O PCP desconfiou sempre, durante a campanha eleitoral, da bondade desta intenção de Fernando Medina de procurar alargar as pontes de diálogo na Câmara, mesmo em caso de maioria absoluta. Agora, sem essa autonomia total, ela passa a uma necessidade do socialista. É que se, durante o período eleitoral, Fernando Medina tinha argumentado a seu favor dizendo que, “mesmo com uma ampla maioria, 95% das propostas aprovadas em câmara não tiveram oposição”, o caso muda radicalmente de figura quando a força maioritária não tem esse peso absoluto. Ou seja, a oposição terá maior tendência para explorar o flanco da maioria relativa e fazer vingar as suas próprias propostas.

Perante o desenho final — oito vereadores para o PS, quatro para o CDS, dois para o PSD, dois para o PCP e um para o BE –, o autarca socialista inclina-se para a esquerda. “Os níveis de convergência com os partidos à esquerda são bem superiores aos da convergência com os partidos à nossa direita”, explicou logo na noite eleitoral. E se entre comunistas já teve, durante a campanha, sinais de abertura, no Bloco isso também não falhou. Ricardo Robles foi sempre repetindo a mesma fórmula: “Estamos disponíveis para uma viragem à esquerda que se comprometa com as prioridades, para nos sentarmos para ver o que é fundamental e o que está para fazer”.

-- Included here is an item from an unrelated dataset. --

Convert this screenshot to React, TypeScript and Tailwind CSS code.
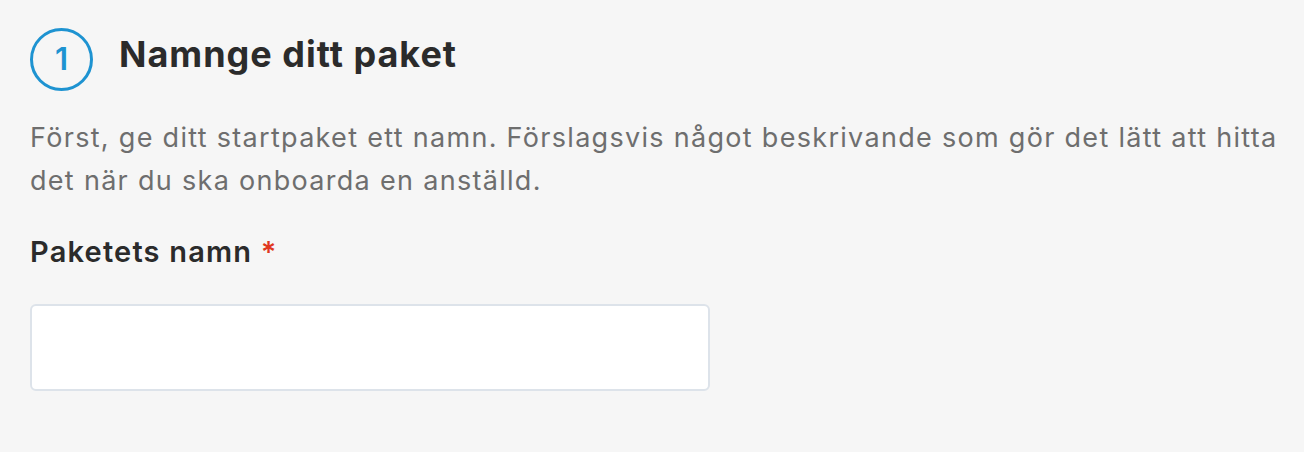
import React from 'react';

// Step 1 of the starter-package wizard: name the package.

export default function App() {
  return (
    <div
      className="min-h-[452px] w-full bg-[#f6f6f6] pl-[30px] pr-[20px] pt-[28px]"
      style={{ fontFamily: 'Inter, "Noto Sans", Arial, sans-serif' }}
    >
      <div className="flex items-start gap-[26px]">
        <div className="flex h-[63px] w-[63px] shrink-0 items-center justify-center rounded-full border-[3px] border-[#1e93d1] text-[31px] font-semibold text-[#1e93d1]">
          1
        </div>
        <h1 className="mt-[4px] text-[36px] leading-[44px] font-bold tracking-[1px] text-[#2b2b2b]">
          Namnge ditt paket
        </h1>
      </div>

      <p className="mt-[25px] text-[27px] leading-[43px] tracking-[1.3px] text-[#6e6e6e]">
        Först, ge ditt startpaket ett namn. Förslagsvis något beskrivande som gör det lätt att hitta det när du ska
        onboarda en anställd.
      </p>

      <label className="mt-[32px] block text-[29px] leading-[36px] font-semibold tracking-[1.2px] text-[#2b2b2b]">
        Paketets namn <span className="text-[#e0381f]">*</span>
      </label>

      <input
        type="text"
        className="mt-[34px] block h-[87px] w-[680px] rounded-[6px] border-2 border-[#dde3ea] bg-white px-4 text-[24px] outline-none"
      />
    </div>
  );
}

O partido está agora a analisar resultados e a medir as vantagens de um acordo em Lisboa e vai reunir esta terça-feira a sua Comissão Política, sendo certa a existência de disponibilidade para que se inicie o processo de diálogo. Na noite eleitoral, Robles voltou a esta mesma ideia, dizendo estar “disponível para uma viragem política na Câmara de Lisboa”. “E isso significa ir ao que não foi feito nos últimos quatro anos: habitação, transportes, equipamentos nas escolas e creches”, acrescentou definindo já as áreas prioritárias que terá na autarquia. No Hotel Altis, onde o PS concentrou as suas tropas para a noite eleitoral de Lisboa, Medina já tinha falado na hipótese de distribuir pelouros, quando referiu o seu desejo que “alargar a base política para ter mais apoio na Câmara”.

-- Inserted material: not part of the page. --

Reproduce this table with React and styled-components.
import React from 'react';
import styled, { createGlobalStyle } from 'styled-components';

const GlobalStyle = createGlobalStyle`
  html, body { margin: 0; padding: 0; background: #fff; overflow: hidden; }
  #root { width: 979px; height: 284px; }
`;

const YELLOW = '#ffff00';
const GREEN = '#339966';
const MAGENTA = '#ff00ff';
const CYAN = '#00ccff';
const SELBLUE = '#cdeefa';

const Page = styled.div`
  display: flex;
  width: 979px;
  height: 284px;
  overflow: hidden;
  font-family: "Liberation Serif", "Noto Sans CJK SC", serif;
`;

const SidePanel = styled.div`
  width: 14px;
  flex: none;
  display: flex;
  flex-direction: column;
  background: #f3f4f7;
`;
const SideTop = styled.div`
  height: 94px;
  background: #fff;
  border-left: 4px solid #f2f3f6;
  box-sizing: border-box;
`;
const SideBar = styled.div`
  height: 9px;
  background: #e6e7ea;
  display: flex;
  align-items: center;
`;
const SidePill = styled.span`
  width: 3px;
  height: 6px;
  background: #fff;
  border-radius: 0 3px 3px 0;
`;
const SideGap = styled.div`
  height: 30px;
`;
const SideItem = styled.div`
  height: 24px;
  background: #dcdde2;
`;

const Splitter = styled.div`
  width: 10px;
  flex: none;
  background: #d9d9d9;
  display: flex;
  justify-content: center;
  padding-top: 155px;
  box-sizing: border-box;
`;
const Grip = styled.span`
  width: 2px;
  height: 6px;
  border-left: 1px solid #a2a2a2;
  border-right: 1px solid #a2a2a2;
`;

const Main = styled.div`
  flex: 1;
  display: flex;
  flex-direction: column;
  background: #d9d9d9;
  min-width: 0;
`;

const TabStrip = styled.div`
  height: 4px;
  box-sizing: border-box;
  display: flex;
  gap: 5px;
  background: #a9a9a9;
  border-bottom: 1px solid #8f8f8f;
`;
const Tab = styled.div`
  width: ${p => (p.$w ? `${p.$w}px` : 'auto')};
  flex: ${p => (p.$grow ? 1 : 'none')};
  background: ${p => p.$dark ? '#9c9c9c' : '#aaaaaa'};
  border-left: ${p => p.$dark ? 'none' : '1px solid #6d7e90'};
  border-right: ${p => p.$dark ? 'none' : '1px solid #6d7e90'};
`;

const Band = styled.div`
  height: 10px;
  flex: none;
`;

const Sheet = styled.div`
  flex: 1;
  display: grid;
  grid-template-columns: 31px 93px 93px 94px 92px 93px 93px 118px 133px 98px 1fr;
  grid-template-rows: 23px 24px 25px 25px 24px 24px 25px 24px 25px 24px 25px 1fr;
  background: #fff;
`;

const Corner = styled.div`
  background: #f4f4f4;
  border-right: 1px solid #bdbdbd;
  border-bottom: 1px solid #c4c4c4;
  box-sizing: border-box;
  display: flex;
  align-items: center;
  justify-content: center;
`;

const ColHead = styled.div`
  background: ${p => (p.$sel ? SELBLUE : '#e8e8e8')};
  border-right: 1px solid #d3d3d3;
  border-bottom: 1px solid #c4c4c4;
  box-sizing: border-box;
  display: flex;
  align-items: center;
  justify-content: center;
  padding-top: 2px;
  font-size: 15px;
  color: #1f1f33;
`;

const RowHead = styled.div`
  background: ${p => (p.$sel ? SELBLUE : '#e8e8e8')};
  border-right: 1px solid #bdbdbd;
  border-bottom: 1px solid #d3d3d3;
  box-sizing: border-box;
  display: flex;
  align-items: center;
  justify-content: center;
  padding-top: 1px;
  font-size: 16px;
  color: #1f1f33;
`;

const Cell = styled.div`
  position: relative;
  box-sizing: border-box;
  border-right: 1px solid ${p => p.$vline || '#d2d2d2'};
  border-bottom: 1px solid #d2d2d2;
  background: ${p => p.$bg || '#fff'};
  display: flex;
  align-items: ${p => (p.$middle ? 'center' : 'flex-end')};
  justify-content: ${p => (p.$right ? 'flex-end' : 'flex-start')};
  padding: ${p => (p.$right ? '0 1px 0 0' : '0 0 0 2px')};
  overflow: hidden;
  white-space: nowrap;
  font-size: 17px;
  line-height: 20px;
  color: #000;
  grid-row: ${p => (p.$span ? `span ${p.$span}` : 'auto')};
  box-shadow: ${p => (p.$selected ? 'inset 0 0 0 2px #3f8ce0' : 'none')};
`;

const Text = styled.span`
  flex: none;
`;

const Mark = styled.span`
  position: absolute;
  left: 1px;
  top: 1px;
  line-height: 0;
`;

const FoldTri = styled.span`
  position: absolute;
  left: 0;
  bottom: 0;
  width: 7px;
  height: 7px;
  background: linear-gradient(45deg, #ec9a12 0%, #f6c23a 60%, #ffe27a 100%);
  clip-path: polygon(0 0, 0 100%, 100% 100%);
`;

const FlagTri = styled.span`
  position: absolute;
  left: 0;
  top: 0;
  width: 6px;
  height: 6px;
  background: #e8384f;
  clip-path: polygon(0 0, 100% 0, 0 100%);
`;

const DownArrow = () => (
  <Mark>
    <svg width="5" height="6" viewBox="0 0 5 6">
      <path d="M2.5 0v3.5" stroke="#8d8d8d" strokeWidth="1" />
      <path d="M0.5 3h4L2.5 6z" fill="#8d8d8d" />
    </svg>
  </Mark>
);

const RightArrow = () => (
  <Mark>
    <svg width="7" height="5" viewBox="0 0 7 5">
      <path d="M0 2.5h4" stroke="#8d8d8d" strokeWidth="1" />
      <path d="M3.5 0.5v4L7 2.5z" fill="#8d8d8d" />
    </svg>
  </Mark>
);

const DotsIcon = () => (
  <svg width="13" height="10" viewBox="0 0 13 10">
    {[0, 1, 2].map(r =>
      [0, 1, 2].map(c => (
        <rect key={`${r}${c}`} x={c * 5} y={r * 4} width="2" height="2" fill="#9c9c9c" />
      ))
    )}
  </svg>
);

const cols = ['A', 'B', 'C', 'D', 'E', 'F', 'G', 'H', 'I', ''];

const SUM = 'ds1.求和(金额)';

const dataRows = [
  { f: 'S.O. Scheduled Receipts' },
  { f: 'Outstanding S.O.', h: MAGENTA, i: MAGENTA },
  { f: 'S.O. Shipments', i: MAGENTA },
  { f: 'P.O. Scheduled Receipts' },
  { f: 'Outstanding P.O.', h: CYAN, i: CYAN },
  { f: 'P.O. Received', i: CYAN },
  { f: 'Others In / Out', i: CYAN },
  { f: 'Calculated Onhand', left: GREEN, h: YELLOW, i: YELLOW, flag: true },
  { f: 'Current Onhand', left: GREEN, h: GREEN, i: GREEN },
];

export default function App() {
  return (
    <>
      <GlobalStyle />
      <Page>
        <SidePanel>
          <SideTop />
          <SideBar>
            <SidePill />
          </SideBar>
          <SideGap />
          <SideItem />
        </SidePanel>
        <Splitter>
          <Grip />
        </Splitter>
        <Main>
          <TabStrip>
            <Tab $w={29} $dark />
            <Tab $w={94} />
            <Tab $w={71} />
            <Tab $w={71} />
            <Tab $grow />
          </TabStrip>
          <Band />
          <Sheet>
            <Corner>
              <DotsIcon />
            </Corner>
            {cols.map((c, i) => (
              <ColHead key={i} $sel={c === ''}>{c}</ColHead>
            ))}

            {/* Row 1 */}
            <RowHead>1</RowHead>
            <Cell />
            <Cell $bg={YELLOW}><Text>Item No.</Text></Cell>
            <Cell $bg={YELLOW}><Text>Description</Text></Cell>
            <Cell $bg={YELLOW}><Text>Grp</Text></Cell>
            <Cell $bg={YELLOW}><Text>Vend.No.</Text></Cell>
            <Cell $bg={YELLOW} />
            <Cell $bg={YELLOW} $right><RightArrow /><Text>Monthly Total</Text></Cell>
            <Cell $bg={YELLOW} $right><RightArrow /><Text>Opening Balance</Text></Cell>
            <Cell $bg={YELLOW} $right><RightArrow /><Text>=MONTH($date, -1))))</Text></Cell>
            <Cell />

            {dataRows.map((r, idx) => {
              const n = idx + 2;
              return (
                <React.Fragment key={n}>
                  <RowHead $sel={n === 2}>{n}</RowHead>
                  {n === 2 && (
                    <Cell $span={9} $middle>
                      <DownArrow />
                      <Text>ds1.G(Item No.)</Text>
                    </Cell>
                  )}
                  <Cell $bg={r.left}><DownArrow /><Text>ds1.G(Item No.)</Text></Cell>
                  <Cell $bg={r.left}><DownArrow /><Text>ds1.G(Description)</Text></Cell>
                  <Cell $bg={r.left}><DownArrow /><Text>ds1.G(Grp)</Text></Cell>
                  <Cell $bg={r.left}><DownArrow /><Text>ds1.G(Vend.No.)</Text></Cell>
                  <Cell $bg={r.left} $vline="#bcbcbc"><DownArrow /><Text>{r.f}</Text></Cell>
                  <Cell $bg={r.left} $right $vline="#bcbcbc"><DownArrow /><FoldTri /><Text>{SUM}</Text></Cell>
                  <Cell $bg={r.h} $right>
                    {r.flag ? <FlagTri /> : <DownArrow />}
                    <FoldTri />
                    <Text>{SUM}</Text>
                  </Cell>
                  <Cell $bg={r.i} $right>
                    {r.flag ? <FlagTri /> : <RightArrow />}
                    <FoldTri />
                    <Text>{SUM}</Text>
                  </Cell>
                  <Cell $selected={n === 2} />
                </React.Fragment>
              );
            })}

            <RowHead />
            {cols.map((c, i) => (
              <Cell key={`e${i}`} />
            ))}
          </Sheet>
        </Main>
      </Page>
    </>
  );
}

Mas há muito a acertar, basta olhar para as principais críticas que os eventuais parceiros deixaram a Medina durante a campanha:

  • Na habitação, há uma distância grande entre as partes. Medina tem em marcha um plano com uma bolsa de 6 mil casas com rendas acessíveis para a classe média, criada em parceria com privados — a que a Câmara concessiona património municipal. O Bloco chama-lhe “PPP da habitação” e defende um programa público para esta oferta, evitando a “especulação imobiliária”. Uma expressão que o PCP também usa quando fala na proposta socialista para esta área;
  • Estacionamento pago em toda a cidade é um dos cavalos de batalha do PCP que inclusivamente se tem insurgido sobre o financiamento da Carris através da receita de estacionamento;
  • No Turismo, tanto o Bloco como o PCP pedem maior regulação da Câmara para evitar despejos nos bairros históricos, com a transformação de vários fogos em alojamento local;
  • No Metro, Medina está com o Governo na defesa da linha circular do metro, mas à sua esquerda, o PCP quer a extensão a Loures, Ajuda, Belém, Alta de Lisboa e Graça e o Bloco também prefere a extensão do metro para a zona Ocidental e a criação de uma parceria entre município e Estado para esta gestão.

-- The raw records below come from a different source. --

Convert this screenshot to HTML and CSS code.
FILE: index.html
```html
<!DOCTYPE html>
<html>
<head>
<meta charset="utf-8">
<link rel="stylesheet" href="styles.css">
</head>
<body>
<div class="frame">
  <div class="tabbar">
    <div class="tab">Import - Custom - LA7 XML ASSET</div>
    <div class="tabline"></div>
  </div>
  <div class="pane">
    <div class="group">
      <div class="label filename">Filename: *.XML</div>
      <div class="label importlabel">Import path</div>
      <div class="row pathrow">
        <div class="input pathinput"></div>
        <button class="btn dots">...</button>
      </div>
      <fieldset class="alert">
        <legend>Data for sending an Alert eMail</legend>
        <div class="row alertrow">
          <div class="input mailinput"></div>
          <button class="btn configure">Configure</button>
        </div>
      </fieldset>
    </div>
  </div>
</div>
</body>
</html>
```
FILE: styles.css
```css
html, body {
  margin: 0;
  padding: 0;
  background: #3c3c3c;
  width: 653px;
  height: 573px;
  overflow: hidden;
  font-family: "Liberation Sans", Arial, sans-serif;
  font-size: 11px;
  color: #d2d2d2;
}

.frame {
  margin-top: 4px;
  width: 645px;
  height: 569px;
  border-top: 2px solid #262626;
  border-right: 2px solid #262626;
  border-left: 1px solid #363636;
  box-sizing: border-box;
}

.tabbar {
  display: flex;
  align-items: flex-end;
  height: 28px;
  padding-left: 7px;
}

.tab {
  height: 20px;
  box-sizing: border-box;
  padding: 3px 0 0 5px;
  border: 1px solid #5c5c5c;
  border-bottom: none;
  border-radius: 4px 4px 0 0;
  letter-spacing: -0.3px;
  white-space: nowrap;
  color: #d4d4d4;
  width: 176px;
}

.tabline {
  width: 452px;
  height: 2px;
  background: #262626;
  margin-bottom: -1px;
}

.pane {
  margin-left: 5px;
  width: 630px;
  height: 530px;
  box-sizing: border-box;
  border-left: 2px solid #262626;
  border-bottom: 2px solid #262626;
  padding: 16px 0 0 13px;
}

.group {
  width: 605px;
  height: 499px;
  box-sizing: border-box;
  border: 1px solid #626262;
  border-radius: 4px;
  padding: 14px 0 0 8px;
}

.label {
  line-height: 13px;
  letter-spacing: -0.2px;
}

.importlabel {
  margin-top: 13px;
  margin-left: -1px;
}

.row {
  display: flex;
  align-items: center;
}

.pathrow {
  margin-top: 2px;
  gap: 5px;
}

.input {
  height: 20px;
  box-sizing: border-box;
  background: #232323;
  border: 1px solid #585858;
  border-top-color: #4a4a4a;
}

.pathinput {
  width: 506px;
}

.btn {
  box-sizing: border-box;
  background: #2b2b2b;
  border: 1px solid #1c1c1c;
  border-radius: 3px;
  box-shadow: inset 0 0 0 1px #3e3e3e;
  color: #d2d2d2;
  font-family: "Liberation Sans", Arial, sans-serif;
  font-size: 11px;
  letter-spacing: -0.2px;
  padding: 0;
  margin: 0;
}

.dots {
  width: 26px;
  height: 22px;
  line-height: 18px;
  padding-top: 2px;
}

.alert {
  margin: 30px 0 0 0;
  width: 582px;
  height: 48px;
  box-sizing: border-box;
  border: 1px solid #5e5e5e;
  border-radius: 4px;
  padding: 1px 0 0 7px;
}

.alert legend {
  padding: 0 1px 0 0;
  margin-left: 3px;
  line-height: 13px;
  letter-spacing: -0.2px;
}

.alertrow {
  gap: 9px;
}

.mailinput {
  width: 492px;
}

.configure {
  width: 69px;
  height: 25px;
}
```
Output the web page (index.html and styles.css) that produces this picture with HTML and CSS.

Em termos de números, para ter um peso absoluto, Medina precisa apenas de conquistar mais um mandato para o seu lado. bastando apenas uma das forças de esquerda, nomeadamente o Bloco de Esquerda e o seu vereador Ricardo Robles. Mas tendo o PCP saído especialmente acossado destas eleições autárquicas, os socialistas não terão qualquer vantagem em colocar os comunistas à margem de negociações para a governação da capital do país.

Quanto ao modelo, “não há neste momento um plano definido”, assegura fonte socialista na Câmara. O dia foi para ponderar resultados e descansar, mas há várias hipóteses em aberto. Seja o modelo da ‘geringonça’ nacional, com posições conjuntas acertadas e linhas vermelhas assumidas que garantam a aprovação de propostas concretas, ou uma integração total com distribuição de pastas aos parceiros, ou ainda acordos pontuais. São todas cenas para os próximos capítulos.